For this Torontonian, it was a reminder of winter as it used to be. For others from Lebanon and Slovenia, well, experience varied, but everyone survived. Who knew what awaited the Chinese, Danes and Finns still to come later in the week when they too flocked, like so many canaries, up and up toward El Roque Nublo, altitude 1,813 metres.
“You know it has been an unusually cold winter in the south of Europe,” Holger Eckhardt, spokesman for Porsche’s sports car lines, had responded when asked about the location. “We wanted to be sure of conditions in which the cars could be driven with the tops down.”
Sure. It was indeed 18 degrees Celsius at sea level lapping Raceway Bahia Feliz beside an Atlantic beach. But temperatures plunged to plus-one, and heavy fog gave way to hail and snow, traversing the mountains en route to the track.
Perhaps such a climactic surprise served Porsche’s purpose. Journalists found themselves engaging their tops’ up buttons (but not we hardy Canadians). Porsche’s major bragging points about the new car appear with the soft top – a not-so-soft top actually – in place.
First comes appearance. The trademark curve of the 911 silhouette matches that of a coupe for the first time. “The flyline of the vehicle is very nearly identical, whether it’s coupe or cabrio,” said Michael Schatzle, Porsche’s project manager for the 911 line.
The ribs within the fabric seen in virtually every soft top – from classic British sports cars to the current Carrera4 still based on the previous generation of 911 – are eliminated with a construction developed in co-operation with Magna Car Top Systems, a German-based arm of the Canadian company operating near Zuffenhausen. Three large magnesium plates effectively form a metal roof within the fabric, smoothing the surface, quieting the interior, and rendering the Cabrio as difficult to break into as a coupe.
“With the top up, the aerodynamic efficiency is virtually the same as in the coupe,” said Detlev Ranft, team leader of the group that began work on the roof two years before the 991’s introduction as a coupe. “They’re so close: it’s 0.30 against 0.29 for the coupe and I cannot explain why. Perhaps it’s due to the surface of the fabric.”
The top can be vandalized in the same way as the paint of the rest of the body,” Ranft allowed, “but a thief cannot break into the car in the same way as in previous soft tops. The fabric can only be penetrated at the sides of the rear window, and the door locks cannot be reached from there.”
However, replacing the fabric becomes a costly prospect because the near-flush rear window is bonded rather than stitched into place. If the fabric is damaged, it must be replaced with a new rear window part of the package. If the rollover-protection structure is fired into position when the top is retracted, it breaks through the rear window glass, also necessitating the replacement of the entire fabric roof as well as the glass.
Another practical consideration is the elimination of rear-seating when the top is down and the wind deflector deployed.
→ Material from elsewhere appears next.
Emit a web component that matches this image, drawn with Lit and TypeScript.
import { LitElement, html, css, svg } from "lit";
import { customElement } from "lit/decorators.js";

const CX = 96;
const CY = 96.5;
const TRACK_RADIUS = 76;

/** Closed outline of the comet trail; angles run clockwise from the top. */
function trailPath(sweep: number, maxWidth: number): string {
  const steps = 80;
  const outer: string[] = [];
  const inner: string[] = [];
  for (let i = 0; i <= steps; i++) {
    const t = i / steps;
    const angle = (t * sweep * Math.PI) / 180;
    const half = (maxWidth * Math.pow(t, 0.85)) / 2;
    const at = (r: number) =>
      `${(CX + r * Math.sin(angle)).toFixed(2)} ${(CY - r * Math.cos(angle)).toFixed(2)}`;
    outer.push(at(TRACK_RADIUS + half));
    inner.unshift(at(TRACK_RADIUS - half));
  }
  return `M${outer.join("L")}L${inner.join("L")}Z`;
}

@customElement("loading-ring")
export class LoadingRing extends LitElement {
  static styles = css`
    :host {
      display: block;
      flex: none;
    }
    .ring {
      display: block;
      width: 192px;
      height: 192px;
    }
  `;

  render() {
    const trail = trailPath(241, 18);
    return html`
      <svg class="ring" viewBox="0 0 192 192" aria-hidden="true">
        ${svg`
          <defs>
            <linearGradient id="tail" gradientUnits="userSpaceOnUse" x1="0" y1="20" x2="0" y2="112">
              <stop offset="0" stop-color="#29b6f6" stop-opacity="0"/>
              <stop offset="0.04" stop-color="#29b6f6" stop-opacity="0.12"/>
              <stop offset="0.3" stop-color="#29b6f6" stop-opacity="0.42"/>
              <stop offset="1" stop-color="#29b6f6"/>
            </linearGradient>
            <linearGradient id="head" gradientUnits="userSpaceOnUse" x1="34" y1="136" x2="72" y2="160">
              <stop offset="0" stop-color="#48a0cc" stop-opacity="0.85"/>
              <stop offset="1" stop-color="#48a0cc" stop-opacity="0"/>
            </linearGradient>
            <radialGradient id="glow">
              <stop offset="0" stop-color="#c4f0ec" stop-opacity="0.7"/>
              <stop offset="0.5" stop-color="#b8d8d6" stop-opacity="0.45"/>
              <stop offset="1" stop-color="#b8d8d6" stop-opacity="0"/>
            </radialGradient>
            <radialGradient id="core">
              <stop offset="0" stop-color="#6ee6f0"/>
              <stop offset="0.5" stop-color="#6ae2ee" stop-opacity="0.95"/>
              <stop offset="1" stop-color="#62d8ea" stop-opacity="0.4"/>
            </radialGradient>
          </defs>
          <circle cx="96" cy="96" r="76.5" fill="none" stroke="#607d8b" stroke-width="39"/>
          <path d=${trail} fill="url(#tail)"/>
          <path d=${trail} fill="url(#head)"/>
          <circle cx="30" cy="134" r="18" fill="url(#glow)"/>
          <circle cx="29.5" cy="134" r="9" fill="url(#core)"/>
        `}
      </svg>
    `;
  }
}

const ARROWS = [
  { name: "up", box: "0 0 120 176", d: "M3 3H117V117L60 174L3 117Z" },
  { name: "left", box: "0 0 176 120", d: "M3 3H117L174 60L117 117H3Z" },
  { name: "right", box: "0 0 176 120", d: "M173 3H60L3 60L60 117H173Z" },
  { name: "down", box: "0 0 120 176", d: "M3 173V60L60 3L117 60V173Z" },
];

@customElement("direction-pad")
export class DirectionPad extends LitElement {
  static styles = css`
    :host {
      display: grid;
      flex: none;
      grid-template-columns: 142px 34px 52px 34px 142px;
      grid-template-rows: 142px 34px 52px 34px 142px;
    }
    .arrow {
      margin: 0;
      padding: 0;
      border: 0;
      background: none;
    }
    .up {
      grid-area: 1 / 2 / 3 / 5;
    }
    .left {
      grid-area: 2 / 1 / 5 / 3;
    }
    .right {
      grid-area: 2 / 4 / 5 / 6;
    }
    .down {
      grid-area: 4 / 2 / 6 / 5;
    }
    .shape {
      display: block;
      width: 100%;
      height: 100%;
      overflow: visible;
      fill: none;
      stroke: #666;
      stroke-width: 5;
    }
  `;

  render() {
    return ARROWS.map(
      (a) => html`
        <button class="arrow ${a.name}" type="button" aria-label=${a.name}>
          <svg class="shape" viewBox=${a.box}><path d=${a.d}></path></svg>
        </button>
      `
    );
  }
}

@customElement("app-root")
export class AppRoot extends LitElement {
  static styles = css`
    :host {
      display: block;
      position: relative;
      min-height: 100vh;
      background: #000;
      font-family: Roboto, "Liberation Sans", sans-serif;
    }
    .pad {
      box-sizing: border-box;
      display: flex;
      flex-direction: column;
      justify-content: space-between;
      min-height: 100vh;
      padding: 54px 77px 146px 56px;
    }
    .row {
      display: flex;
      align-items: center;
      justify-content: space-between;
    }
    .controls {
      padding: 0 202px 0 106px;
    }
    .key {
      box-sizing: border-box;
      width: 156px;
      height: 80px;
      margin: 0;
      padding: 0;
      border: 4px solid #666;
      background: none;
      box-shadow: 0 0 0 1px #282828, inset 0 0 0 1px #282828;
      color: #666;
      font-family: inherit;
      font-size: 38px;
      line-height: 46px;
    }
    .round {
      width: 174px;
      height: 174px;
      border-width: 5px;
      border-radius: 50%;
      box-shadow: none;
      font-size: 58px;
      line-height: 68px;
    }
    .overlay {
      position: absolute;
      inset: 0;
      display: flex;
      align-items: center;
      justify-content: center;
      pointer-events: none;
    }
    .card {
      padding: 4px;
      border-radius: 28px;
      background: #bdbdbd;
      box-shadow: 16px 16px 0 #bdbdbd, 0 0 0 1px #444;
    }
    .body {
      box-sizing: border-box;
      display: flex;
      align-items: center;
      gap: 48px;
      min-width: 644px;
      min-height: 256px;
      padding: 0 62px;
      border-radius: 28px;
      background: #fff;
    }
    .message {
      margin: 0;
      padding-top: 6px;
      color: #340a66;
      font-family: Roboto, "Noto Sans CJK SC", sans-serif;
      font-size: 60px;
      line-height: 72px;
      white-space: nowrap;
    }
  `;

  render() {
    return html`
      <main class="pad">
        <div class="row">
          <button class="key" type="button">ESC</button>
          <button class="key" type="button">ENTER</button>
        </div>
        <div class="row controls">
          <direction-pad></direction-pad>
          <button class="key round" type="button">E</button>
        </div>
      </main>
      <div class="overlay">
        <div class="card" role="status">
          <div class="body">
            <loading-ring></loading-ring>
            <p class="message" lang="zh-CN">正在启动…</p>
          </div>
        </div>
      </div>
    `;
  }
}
Say this for the newly configured deflector, which appears or disappears in two seconds at the touch of a button: with it in place, drafts in the front seat virtually disappear.
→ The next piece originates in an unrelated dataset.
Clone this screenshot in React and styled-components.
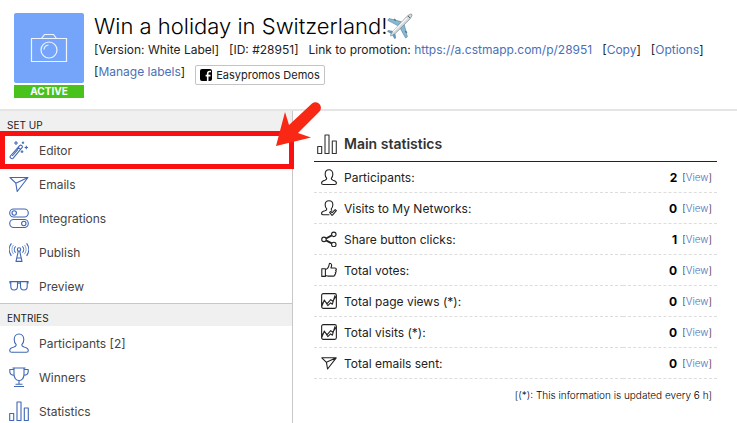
/**
 *
 * PromotionPage
 *
 */

import React from 'react'
import styled, { createGlobalStyle } from 'styled-components'

const GlobalStyle = createGlobalStyle`
  *, *::before, *::after {
    box-sizing: border-box;
  }

  body {
    margin: 0;
    background: #fff;
    color: #222;
    font-family: Inter, "Liberation Sans", sans-serif;
    font-size: 12px;
    font-weight: 400;
  }
`

const Page = styled.div`
  display: flex;
  flex-direction: column;
  height: 100vh;
  overflow: hidden;
`

const Link = styled.a`
  color: #4a6fb8;
  text-decoration: none;
`

const Header = styled.header`
  display: flex;
  gap: 10px;
  padding: 13px 14px 11px;
  border-bottom: 2px solid #e5e5e5;
`

const Cover = styled.div`
  display: flex;
  flex-direction: column;
  gap: 2px;
  flex: none;
  width: 70px;
`

const Thumb = styled.div`
  display: flex;
  align-items: center;
  justify-content: center;
  height: 70px;
  border-radius: 2px;
  background: #75a5fb;
`

const Status = styled.span`
  background: #49c31c;
  color: #fff;
  font-size: 10px;
  font-weight: 700;
  line-height: 13px;
  text-align: center;
`

const Details = styled.div`
  flex: 1;
  min-width: 0;
`

const Title = styled.h1`
  display: flex;
  align-items: center;
  margin: 0;
  color: #000;
  font-size: 22px;
  font-weight: 300;
  line-height: 26px;
`

const Meta = styled.div`
  display: flex;
  flex-wrap: wrap;
  align-items: flex-start;
  column-gap: 10px;
  line-height: 22px;
`

const Tag = styled.span`
  display: flex;
  align-items: center;
  gap: 4px;
  height: 20px;
  margin-top: 4px;
  padding: 0 4px;
  border: 1px solid #c4c4c4;
  border-radius: 2px;
  font-size: 11px;
`

const Body = styled.div`
  display: flex;
  flex: 1;
  min-height: 0;
`

const Sidebar = styled.nav`
  position: relative;
  flex: none;
  width: 293px;
  border-right: 1px solid #c8c8c8;
`

const SectionTitle = styled.h2`
  margin: 0;
  padding: 0 7px;
  height: ${props => (props.$divided ? '23px' : '22px')};
  border-top: ${props => (props.$divided ? '1px solid #c8c8c8' : '0')};
  background: #f0f0f0;
  color: #222;
  font-size: 10px;
  font-weight: 400;
  line-height: 28px;
`

const MenuList = styled.ul`
  margin: 0;
  padding: 0;
  list-style: none;
`

const MenuLink = styled.a`
  display: flex;
  align-items: center;
  gap: 10px;
  height: 34px;
  padding: 0 9px;
  color: #444;
  text-decoration: none;

  svg {
    color: #3f67b5;
  }
`

const Highlight = styled.div`
  position: absolute;
  z-index: 1;
  top: 20px;
  left: 0;
  right: -2px;
  height: 38px;
  border: 5px solid #fa1010;
  pointer-events: none;
`

const Pointer = styled.svg`
  position: absolute;
  z-index: 2;
  top: -11px;
  right: -32px;
  pointer-events: none;
`

const Main = styled.main`
  flex: 1;
  min-width: 0;
  padding: 0 20px 0 21px;
`

const StatsTitle = styled.h2`
  display: flex;
  align-items: center;
  gap: 7px;
  height: 51px;
  margin: 0;
  padding: 15px 3px 0;
  border-bottom: 1px solid #222;
  color: #333;
  font-size: 14px;
  font-weight: 600;
`

const StatsTable = styled.table`
  width: 100%;
  border-spacing: 0;

  th,
  td {
    height: 31px;
    padding: 0;
    border-bottom: 1px dashed #ddd;
    font-weight: 400;
    text-align: left;
  }
`

const StatLabel = styled.span`
  display: flex;
  align-items: center;
  gap: 7px;
  padding-left: 7px;
`

const StatValue = styled.span`
  display: flex;
  align-items: center;
  justify-content: flex-end;
  gap: 5px;
  padding-right: 5px;
  font-size: 10px;
  font-weight: 300;

  strong {
    color: #000;
    font-size: 12px;
    font-weight: 700;
  }
`

const Note = styled.p`
  margin: 8px 5px 0;
  color: #000;
  font-size: 10px;
  font-weight: 300;
  line-height: 16px;
  text-align: right;
`

const shapes = {
  wand: (
    <>
      <path d="M1.4 16 10.6 5.6a1.6 1.6 0 0 1 2.4 2.1L4 18.3c-1.2 1.2-3.8-.8-2.6-2.3zM9.2 7.4l2.2 1.9M3.2 16 9 9.4" />
      <path d="M7 1v4M5 3h4M14 1.5v2.4M12.8 2.7h2.4M17.3 5.8v3.4M15.6 7.5H19M13 10.3v2.8M11.6 11.7h2.8" />
    </>
  ),
  send: <path d="M1 3.5h18L8.2 17.5 6.8 9.2zM6.8 9.2 19 3.5M1 3.5l5.8 5.7" />,
  toggles: (
    <>
      <rect x="0.7" y="1" width="18.6" height="8" rx="4" />
      <rect x="0.7" y="11.5" width="18.6" height="8" rx="4" />
      <circle cx="5.2" cy="5" r="2.2" />
      <circle cx="14.8" cy="15.5" r="2.2" />
    </>
  ),
  antenna: (
    <>
      <circle cx="10" cy="7.5" r="1.7" />
      <path d="M9.3 9.2 7 19.4h6L10.7 9.2M8 16h4M6.6 4.3a4.6 4.6 0 0 0 0 6.4M13.4 4.3a4.6 4.6 0 0 1 0 6.4M2.4 1.3a10.5 10.5 0 0 0 0 12.6M17.6 1.3a10.5 10.5 0 0 1 0 12.6" />
      <path d="M4.5 2.9a8 8 0 0 0 0 9.2M15.5 2.9a8 8 0 0 1 0 9.2" strokeWidth="0.6" />
    </>
  ),
  glasses: (
    <path d="M.3 5.6h19.4M.3 7h1.4M18.3 7h1.4M1.8 5.8v4.4c0 2.2 1.2 3.8 3.2 3.8s3.5-1.6 3.5-3.8V5.8M11.5 5.8v4.4c0 2.2 1.5 3.8 3.5 3.8s3.2-1.6 3.2-3.8V5.8M8.5 7.6c.9-.7 2.1-.7 3 0" />
  ),
  person: (
    <path d="M10 1C7 1 5.2 3.2 5.2 6.5c0 2.2.8 4.1 2 5.2 0 1.5-.7 1.9-2.2 2.3-2.8.6-4.3 1.3-4.3 3.5 0 1.2.8 1.8 2 1.8h14.6c1.2 0 2-.6 2-1.8 0-2.2-1.5-2.9-4.3-3.5-1.5-.4-2.2-.8-2.2-2.3 1.2-1.1 2-3 2-5.2C14.8 3.2 13 1 10 1z" />
  ),
  personCheck: (
    <path d="M10.5 18.5H2.7c-1.2 0-2-.5-2-1.7 0-2 1.5-2.7 4.3-3.3 1.5-.4 2.2-.8 2.2-2.3-1.2-1.1-2-3-2-5.2C5.2 3 7 1 10 1s4.8 2 4.8 5c0 2.2-.8 4.1-2 5.2 0 1 .3 1.5 1.2 2M10.8 15.5l1.4-1.2 1.8 1.6 3.7-3.8 1.5 1.3-4.8 5.4q-.6.5-1.2 0z" />
  ),
  trophy: (
    <path d="M5 1h10v6c0 4-2 6.5-5 6.5S5 11 5 7zM3.5 1h13M5 2.5H.8v2C.8 7 2.5 8.2 5.5 8.5M15 2.5h4.2v2c0 2.5-1.7 3.7-4.7 4M10 13.5v3.7M6.5 17.2h7M5 19.5h10" />
  ),
  bars: (
    <path d="M.7 12.5h4v7h-4zM8 1h4v18.5H8zM15.3 7h4v12.5h-4z" />
  ),
  share: (
    <>
      <circle cx="3.7" cy="10.5" r="2.8" />
      <circle cx="16" cy="4.2" r="2.8" />
      <circle cx="16" cy="16.8" r="2.8" />
      <path d="m6.2 9.3 7.3-3.8M6.2 11.7l7.3 3.8" strokeWidth="2.2" />
    </>
  ),
  thumb: (
    <path d="M1 8.5h4.5V18H1zM5.5 9.5C8.5 8.5 10 6.5 10.3 2.5c.2-1 2.8-1.2 3 1.2 0 1.6-.5 2.8-.9 3.8h5c2.2 0 2.2 2.6.8 3 1.2.8.8 2.4-.3 2.7.8 1 .3 2.2-.7 2.4.5 1.3-.4 2-1.6 2H9c-1.5 0-2-.6-3.5-.8" />
  ),
  graph: (
    <>
      <rect x="0.8" y="0.8" width="18.4" height="18.4" rx="2" />
      <path d="m1 13.5 3.5-3.8 3.2 3.5 4.5-5 2.3 2 4.5-6M1 16.5l3.2-7.8 4.3 7 3.5-3.4 2.2 1.7L17.5 3" />
    </>
  ),
}

const Icon = ({ name, size = 20 }) => (
  <svg
    width={size}
    height={size}
    viewBox="0 0 20 20"
    fill="none"
    stroke="currentColor"
    strokeWidth={22 / size}
    strokeLinejoin="round"
    aria-hidden="true"
  >
    {shapes[name]}
  </svg>
)

const CameraIcon = () => (
  <svg width="38" height="30" viewBox="0 0 38 30" fill="none" stroke="#eef4ff" strokeWidth="1.2" aria-hidden="true">
    <path d="M1.5 5.5h35v23h-35zM11.5 5.5l3-4h9l3 4" />
    <circle cx="19" cy="17" r="8" />
    <path d="M14 16.5a5 5 0 0 1 4.5-4.5" />
  </svg>
)

const PlaneIcon = () => (
  <svg width="26" height="26" viewBox="0 0 26 26" role="img" aria-label="Airplane">
    <path d="M14.5 8.8 2 5.5.8 7.3l10 5.3zM17.2 11.5l3.2 12.3-1.8 1.2-5.4-9.8z" fill="#86b9d6" stroke="#4c7f9e" strokeWidth=".6" />
    <path d="m5.5 18.2-4.3-.8-.7 1 4 2.2zM8 20.8l.7 4.2-1 .8-2.3-4.2z" fill="#58a0c8" stroke="#457b99" strokeWidth=".5" />
    <path d="M24.7 1.2c.8 1.2-.8 3.8-2.6 5.6L8.2 20.5c-1.8 1.4-3.6 2.4-4.6 2.3-.2-1 .9-2.9 2.3-4.6L19.3 4.1c1.8-1.8 4.2-3.6 5.4-2.9z" fill="#d5dadd" stroke="#737f87" strokeWidth=".7" />
    <path d="M6.2 18.7 20 4.8" stroke="#fff" strokeWidth="1.2" />
    <path d="m21 2.9 2.2 2.2" stroke="#4a5962" strokeWidth="1" />
    <path d="m7 6 1.8 1.8M18.2 18l1.7 1.8" stroke="#687985" strokeWidth="1.6" />
  </svg>
)

const FacebookIcon = () => (
  <svg width="12" height="12" viewBox="0 0 12 12" aria-hidden="true">
    <rect width="12" height="12" rx="2" fill="#000" />
    <path d="M11 2.5H9.6C8.2 2.5 7.7 3.2 7.7 4.6V12M5.6 6.6h4.9" stroke="#fff" strokeWidth="1.6" fill="none" />
  </svg>
)

const sections = [
  {
    title: 'SET UP',
    items: [
      { icon: 'wand', label: 'Editor' },
      { icon: 'send', label: 'Emails' },
      { icon: 'toggles', label: 'Integrations' },
      { icon: 'antenna', label: 'Publish' },
      { icon: 'glasses', label: 'Preview' },
    ],
  },
  {
    title: 'ENTRIES',
    items: [
      { icon: 'person', label: 'Participants [2]' },
      { icon: 'trophy', label: 'Winners' },
      { icon: 'bars', label: 'Statistics' },
    ],
  },
]

const stats = [
  { icon: 'person', label: 'Participants:', value: 2 },
  { icon: 'personCheck', label: 'Visits to My Networks:', value: 0 },
  { icon: 'share', label: 'Share button clicks:', value: 1 },
  { icon: 'thumb', label: 'Total votes:', value: 0 },
  { icon: 'graph', label: 'Total page views (*):', value: 0 },
  { icon: 'graph', label: 'Total visits (*):', value: 0 },
  { icon: 'send', label: 'Total emails sent:', value: 0 },
]

const BracketLink = ({ children }) => (
  <span>
    [<Link href="#">{children}</Link>]
  </span>
)

function PromotionHeader() {
  return (
    <Header>
      <Cover>
        <Thumb>
          <CameraIcon />
        </Thumb>
        <Status>ACTIVE</Status>
      </Cover>
      <Details>
        <Title>
          Win a holiday in Switzerland!
          <PlaneIcon />
        </Title>
        <Meta>
          <span>[Version: White Label]</span>
          <span>[ID: #28951]</span>
          <span>
            Link to promotion: <Link href="#">https://a.cstmapp.com/p/28951</Link>
          </span>
          <BracketLink>Copy</BracketLink>
          <BracketLink>Options</BracketLink>
        </Meta>
        <Meta>
          <BracketLink>Manage labels</BracketLink>
          <Tag>
            <FacebookIcon />
            Easypromos Demos
          </Tag>
        </Meta>
      </Details>
    </Header>
  )
}

function PromotionMenu() {
  return (
    <Sidebar>
      {sections.map((section, index) => (
        <section key={section.title}>
          <SectionTitle $divided={index > 0}>{section.title}</SectionTitle>
          <MenuList>
            {section.items.map(item => (
              <li key={item.label}>
                <MenuLink href="#">
                  <Icon name={item.icon} />
                  {item.label}
                </MenuLink>
              </li>
            ))}
          </MenuList>
        </section>
      ))}
      <Highlight />
      <Pointer width="50" height="50" viewBox="0 0 50 50" aria-hidden="true">
        <path
          d="M2 46 11 12l4 13L38 3.5a5.5 5.5 0 0 1 7.5 8L24 33l13 4.5z"
          fill="#f92814"
        />
      </Pointer>
    </Sidebar>
  )
}

function MainStatistics() {
  return (
    <Main>
      <StatsTitle>
        <Icon name="bars" />
        Main statistics
      </StatsTitle>
      <StatsTable>
        <tbody>
          {stats.map(({ icon, label, value }) => (
            <tr key={label}>
              <th scope="row">
                <StatLabel>
                  <Icon name={icon} size={16} />
                  {label}
                </StatLabel>
              </th>
              <td>
                <StatValue>
                  <strong>{value}</strong>
                  <BracketLink>View</BracketLink>
                </StatValue>
              </td>
            </tr>
          ))}
        </tbody>
      </StatsTable>
      <Note>[(*): This information is updated every 6 h]</Note>
    </Main>
  )
}

export default function App() {
  return (
    <Page>
      <GlobalStyle />
      <PromotionHeader />
      <Body>
        <PromotionMenu />
        <MainStatistics />
      </Body>
    </Page>
  )
}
The near-zero temperatures last only 15 minutes. Soon we’re speeding along incredibly narrow roads with the kind of abrupt turns characteristic of a kids’ roller coaster, celebrating the undeniable fact that driving top down transcends any moment in a more sensible coupe.
Top-down, the flat-six symphony soars accelerating in second and third gears taking the tachometer near red-line between countless turns. Your ears confirm what you feel through the steering wheel, that this new generation of the 911, known by Porsche insiders and enthusiasts as the 991, is far more dynamic than was the 997 generation that’s now being replaced model by model.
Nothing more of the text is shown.